DATA FOR PROCESSING:
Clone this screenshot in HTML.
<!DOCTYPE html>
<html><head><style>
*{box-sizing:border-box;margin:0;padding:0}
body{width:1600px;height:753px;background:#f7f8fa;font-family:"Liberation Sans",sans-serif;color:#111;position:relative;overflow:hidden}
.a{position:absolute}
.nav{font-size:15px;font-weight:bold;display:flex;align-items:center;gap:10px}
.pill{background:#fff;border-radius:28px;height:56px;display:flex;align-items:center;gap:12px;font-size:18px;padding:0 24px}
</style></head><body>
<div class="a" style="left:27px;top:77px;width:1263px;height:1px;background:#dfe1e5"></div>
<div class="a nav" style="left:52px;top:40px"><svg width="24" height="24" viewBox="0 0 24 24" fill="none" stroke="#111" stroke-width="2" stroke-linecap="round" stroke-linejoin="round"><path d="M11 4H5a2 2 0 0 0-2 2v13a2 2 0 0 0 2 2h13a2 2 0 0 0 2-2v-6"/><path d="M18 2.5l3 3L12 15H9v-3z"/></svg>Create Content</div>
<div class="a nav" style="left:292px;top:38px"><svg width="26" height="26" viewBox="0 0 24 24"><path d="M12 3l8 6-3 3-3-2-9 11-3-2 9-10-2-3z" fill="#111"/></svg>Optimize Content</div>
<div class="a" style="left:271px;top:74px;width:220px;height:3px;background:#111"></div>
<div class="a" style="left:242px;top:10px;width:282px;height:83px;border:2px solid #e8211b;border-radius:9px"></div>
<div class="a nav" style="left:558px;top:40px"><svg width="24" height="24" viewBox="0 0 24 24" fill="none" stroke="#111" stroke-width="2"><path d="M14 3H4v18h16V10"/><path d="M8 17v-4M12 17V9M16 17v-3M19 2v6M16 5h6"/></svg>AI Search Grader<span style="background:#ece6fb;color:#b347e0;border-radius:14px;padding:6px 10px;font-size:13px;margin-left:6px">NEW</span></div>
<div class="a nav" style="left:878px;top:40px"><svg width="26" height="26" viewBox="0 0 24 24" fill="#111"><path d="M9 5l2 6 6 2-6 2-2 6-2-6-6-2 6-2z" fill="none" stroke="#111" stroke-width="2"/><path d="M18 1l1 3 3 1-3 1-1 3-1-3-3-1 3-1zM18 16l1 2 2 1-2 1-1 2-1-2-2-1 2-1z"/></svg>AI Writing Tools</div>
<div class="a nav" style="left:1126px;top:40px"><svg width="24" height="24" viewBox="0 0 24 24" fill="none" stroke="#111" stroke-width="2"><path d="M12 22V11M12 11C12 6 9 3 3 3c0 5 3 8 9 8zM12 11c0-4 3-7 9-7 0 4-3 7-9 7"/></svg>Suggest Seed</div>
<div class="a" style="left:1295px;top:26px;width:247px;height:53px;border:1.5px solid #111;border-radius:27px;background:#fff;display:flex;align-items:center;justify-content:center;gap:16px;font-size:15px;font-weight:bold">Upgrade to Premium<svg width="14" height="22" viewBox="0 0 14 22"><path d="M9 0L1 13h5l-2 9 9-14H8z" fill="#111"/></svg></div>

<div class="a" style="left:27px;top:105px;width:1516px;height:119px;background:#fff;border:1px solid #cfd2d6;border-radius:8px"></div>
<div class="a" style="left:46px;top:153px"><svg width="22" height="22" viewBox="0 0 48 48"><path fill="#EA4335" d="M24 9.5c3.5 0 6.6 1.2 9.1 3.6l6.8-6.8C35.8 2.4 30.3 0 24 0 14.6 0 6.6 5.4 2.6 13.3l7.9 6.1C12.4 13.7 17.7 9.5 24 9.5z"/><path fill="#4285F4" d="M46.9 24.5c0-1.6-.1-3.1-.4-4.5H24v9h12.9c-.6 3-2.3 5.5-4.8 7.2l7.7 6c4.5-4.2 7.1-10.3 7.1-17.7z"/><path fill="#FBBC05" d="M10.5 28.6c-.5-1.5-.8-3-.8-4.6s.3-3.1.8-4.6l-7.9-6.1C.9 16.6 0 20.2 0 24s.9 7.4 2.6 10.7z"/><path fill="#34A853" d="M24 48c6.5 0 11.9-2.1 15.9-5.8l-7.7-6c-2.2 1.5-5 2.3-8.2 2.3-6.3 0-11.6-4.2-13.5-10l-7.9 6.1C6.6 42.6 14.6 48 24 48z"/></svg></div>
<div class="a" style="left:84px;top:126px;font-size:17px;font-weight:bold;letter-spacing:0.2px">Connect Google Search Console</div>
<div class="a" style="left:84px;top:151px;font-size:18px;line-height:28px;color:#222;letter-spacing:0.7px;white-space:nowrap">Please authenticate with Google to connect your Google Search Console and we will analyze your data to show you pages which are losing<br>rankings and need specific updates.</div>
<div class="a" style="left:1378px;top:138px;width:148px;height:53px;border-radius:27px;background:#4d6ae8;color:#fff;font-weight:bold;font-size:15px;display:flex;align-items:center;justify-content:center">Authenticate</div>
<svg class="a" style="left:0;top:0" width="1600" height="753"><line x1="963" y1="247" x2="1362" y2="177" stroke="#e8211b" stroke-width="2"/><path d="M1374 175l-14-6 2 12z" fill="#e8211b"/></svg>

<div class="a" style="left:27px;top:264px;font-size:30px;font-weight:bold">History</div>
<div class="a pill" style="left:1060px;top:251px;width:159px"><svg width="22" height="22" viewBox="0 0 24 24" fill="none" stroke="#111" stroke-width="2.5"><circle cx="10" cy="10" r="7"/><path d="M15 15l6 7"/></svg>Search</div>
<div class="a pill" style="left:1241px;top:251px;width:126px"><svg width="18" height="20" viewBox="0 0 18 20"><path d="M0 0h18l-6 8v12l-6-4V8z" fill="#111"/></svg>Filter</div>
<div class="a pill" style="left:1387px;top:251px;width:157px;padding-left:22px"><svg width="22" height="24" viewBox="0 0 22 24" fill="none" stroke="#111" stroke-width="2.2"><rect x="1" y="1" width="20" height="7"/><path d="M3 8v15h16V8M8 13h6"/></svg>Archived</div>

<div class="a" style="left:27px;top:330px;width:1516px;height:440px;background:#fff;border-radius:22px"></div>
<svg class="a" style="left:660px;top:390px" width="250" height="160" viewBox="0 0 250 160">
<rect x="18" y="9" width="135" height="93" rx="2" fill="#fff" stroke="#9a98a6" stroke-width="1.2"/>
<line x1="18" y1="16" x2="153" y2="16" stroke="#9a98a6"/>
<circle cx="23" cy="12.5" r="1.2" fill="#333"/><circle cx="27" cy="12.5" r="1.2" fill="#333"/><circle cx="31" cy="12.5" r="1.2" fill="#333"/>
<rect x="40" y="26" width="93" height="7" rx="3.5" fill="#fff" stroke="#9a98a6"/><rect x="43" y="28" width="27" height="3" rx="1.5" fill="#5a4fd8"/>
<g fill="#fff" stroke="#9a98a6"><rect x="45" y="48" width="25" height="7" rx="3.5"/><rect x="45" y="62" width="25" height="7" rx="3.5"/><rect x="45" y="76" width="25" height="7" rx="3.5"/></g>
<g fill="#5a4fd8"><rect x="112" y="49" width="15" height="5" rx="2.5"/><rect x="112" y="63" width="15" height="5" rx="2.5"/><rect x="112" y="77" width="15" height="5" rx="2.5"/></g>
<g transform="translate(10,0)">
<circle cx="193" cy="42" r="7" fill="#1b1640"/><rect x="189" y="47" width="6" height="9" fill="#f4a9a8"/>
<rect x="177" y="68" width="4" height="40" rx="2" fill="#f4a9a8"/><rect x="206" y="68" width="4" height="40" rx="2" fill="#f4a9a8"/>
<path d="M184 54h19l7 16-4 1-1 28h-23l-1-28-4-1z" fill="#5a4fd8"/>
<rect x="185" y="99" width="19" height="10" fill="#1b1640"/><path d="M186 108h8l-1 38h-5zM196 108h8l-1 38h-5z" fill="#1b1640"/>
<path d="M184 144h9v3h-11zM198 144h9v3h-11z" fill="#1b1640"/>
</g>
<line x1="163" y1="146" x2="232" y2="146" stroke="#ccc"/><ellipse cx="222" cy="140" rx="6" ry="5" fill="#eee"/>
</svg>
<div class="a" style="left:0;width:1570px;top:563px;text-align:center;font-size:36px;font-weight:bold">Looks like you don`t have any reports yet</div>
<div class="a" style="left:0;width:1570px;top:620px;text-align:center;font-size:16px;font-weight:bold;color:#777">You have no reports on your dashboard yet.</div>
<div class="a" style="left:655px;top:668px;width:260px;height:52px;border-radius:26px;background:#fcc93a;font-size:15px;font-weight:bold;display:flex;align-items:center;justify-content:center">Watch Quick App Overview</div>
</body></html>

--

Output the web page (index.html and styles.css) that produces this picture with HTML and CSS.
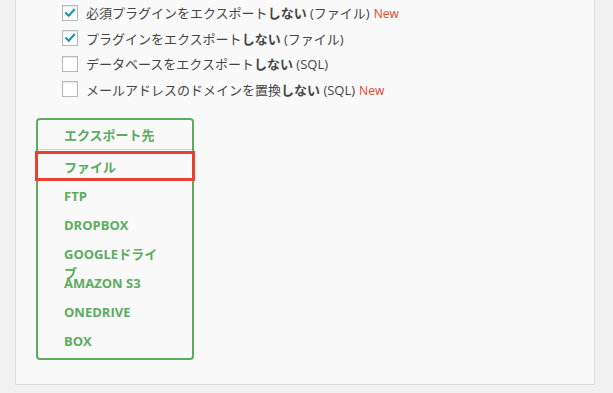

--

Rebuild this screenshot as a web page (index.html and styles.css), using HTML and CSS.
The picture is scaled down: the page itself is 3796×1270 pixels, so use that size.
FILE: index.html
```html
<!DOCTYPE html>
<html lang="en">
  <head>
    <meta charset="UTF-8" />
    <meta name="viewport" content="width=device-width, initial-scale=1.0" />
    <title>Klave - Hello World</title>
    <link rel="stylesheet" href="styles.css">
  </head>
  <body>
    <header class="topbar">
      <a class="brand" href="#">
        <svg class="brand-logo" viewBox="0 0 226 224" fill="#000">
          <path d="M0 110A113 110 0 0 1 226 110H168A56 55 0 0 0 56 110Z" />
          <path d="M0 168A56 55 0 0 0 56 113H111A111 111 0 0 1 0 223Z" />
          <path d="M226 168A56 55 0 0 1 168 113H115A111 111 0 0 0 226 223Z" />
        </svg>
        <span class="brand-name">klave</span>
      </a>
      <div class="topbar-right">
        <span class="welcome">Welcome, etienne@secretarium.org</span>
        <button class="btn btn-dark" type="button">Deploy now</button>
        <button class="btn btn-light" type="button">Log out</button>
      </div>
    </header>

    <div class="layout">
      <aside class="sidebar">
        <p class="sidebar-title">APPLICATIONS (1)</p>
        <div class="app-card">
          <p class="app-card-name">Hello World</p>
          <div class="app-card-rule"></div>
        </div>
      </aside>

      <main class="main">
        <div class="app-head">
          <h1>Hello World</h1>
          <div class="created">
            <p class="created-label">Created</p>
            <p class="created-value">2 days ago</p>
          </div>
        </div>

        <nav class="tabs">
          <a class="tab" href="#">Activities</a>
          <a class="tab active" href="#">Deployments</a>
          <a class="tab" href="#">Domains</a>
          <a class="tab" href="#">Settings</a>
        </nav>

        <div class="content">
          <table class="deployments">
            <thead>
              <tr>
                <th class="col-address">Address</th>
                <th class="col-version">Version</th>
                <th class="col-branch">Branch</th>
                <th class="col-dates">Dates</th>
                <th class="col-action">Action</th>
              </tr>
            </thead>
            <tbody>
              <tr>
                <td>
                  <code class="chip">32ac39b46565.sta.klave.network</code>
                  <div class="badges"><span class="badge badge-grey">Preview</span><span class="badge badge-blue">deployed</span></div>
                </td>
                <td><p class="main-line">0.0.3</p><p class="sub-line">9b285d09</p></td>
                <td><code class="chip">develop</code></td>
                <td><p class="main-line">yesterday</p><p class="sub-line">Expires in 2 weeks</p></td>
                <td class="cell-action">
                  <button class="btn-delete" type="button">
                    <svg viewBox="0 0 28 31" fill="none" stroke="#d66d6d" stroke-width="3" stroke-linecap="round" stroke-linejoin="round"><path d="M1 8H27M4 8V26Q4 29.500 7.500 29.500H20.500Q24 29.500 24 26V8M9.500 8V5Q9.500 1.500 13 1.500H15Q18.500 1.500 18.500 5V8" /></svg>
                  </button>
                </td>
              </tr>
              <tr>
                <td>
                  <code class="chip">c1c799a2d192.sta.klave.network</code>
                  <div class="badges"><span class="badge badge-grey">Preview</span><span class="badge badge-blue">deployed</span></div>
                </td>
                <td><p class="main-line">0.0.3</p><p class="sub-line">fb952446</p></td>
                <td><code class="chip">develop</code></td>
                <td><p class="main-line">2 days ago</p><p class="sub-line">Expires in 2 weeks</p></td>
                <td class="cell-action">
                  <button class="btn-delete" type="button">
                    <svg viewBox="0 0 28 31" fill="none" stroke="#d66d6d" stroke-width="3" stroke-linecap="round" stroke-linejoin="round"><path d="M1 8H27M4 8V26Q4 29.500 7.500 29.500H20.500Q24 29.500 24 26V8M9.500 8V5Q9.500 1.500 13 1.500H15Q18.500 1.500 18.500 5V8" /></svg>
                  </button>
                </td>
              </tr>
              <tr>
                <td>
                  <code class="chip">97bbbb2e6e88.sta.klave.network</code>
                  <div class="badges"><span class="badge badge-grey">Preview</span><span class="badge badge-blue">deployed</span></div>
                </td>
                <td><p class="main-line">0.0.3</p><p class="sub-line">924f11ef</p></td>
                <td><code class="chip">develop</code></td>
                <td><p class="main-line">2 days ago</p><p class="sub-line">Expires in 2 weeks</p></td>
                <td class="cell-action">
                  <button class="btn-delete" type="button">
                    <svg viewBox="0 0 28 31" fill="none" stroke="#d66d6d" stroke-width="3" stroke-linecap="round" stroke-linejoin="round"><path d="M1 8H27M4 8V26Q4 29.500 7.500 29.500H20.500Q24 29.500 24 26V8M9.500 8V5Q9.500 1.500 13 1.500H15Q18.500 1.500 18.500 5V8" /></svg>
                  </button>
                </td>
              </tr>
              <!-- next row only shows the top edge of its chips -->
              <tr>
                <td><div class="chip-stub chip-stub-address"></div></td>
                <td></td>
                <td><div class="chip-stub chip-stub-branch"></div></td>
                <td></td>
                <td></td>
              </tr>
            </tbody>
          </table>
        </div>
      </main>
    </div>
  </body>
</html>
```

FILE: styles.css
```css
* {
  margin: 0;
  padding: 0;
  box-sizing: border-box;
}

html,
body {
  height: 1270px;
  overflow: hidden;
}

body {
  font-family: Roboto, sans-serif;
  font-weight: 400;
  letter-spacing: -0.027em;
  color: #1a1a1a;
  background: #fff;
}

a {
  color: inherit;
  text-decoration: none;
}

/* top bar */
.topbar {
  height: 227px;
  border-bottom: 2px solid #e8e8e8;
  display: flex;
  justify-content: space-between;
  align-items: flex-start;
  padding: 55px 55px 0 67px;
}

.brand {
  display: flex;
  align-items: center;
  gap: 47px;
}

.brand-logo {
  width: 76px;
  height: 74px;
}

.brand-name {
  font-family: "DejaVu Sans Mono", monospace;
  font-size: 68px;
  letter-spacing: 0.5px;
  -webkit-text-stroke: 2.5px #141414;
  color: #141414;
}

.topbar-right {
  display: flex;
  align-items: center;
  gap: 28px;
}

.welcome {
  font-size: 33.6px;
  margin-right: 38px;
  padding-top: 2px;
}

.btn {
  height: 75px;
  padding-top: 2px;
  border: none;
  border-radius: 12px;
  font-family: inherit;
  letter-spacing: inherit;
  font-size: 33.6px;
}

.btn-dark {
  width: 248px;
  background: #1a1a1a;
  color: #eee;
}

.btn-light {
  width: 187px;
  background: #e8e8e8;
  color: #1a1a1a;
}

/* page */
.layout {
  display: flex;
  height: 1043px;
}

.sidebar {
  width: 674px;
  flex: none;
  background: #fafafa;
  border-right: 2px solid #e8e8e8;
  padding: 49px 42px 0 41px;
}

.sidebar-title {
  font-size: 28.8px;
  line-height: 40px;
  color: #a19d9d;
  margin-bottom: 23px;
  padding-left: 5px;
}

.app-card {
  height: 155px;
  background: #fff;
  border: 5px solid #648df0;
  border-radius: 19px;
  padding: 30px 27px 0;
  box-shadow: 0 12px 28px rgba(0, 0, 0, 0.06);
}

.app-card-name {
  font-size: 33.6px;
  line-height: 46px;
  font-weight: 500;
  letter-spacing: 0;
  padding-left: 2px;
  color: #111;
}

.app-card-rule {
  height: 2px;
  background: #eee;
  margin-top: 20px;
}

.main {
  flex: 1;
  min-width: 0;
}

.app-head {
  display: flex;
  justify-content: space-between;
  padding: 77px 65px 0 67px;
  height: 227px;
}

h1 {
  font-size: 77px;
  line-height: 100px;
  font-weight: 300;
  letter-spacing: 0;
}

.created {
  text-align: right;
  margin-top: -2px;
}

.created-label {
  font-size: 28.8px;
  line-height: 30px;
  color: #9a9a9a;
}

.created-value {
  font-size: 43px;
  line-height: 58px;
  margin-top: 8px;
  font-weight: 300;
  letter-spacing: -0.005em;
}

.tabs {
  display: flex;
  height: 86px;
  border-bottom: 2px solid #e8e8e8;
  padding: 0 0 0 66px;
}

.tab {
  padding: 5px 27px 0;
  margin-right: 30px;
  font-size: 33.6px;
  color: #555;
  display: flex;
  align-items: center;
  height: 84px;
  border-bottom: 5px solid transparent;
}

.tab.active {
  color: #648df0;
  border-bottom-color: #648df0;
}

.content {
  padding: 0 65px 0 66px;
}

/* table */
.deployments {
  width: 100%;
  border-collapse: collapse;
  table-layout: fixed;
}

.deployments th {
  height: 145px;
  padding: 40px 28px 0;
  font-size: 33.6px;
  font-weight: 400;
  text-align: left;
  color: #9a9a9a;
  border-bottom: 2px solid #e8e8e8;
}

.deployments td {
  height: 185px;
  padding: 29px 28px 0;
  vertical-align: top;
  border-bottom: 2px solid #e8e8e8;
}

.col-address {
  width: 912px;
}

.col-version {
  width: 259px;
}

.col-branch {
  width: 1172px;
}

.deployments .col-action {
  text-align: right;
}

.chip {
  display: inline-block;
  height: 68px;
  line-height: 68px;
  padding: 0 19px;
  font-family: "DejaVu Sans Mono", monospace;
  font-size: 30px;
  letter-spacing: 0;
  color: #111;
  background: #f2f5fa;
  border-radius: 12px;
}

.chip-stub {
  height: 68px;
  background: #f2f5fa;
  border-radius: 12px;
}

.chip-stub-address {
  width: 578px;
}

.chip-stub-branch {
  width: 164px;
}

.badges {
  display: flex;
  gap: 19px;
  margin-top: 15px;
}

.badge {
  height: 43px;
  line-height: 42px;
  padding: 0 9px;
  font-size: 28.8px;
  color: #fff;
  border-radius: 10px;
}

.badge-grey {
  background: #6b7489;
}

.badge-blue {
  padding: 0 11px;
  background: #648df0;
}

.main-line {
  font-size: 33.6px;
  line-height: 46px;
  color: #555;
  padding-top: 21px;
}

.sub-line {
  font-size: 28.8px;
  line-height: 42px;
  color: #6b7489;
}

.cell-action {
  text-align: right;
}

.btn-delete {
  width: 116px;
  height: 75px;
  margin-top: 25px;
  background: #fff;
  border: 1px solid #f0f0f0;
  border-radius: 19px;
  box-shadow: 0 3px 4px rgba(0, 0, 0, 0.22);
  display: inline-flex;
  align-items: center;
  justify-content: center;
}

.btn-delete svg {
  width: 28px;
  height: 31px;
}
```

EXERCISE DETAILS:
In the entries above, find every line holding the word "this" and copy it out.

EXERCISE OUTPUT:
Clone this screenshot in HTML.
Output the web page (index.html and styles.css) that produces this picture with HTML and CSS.
Rebuild this screenshot as a web page (index.html and styles.css), using HTML and CSS.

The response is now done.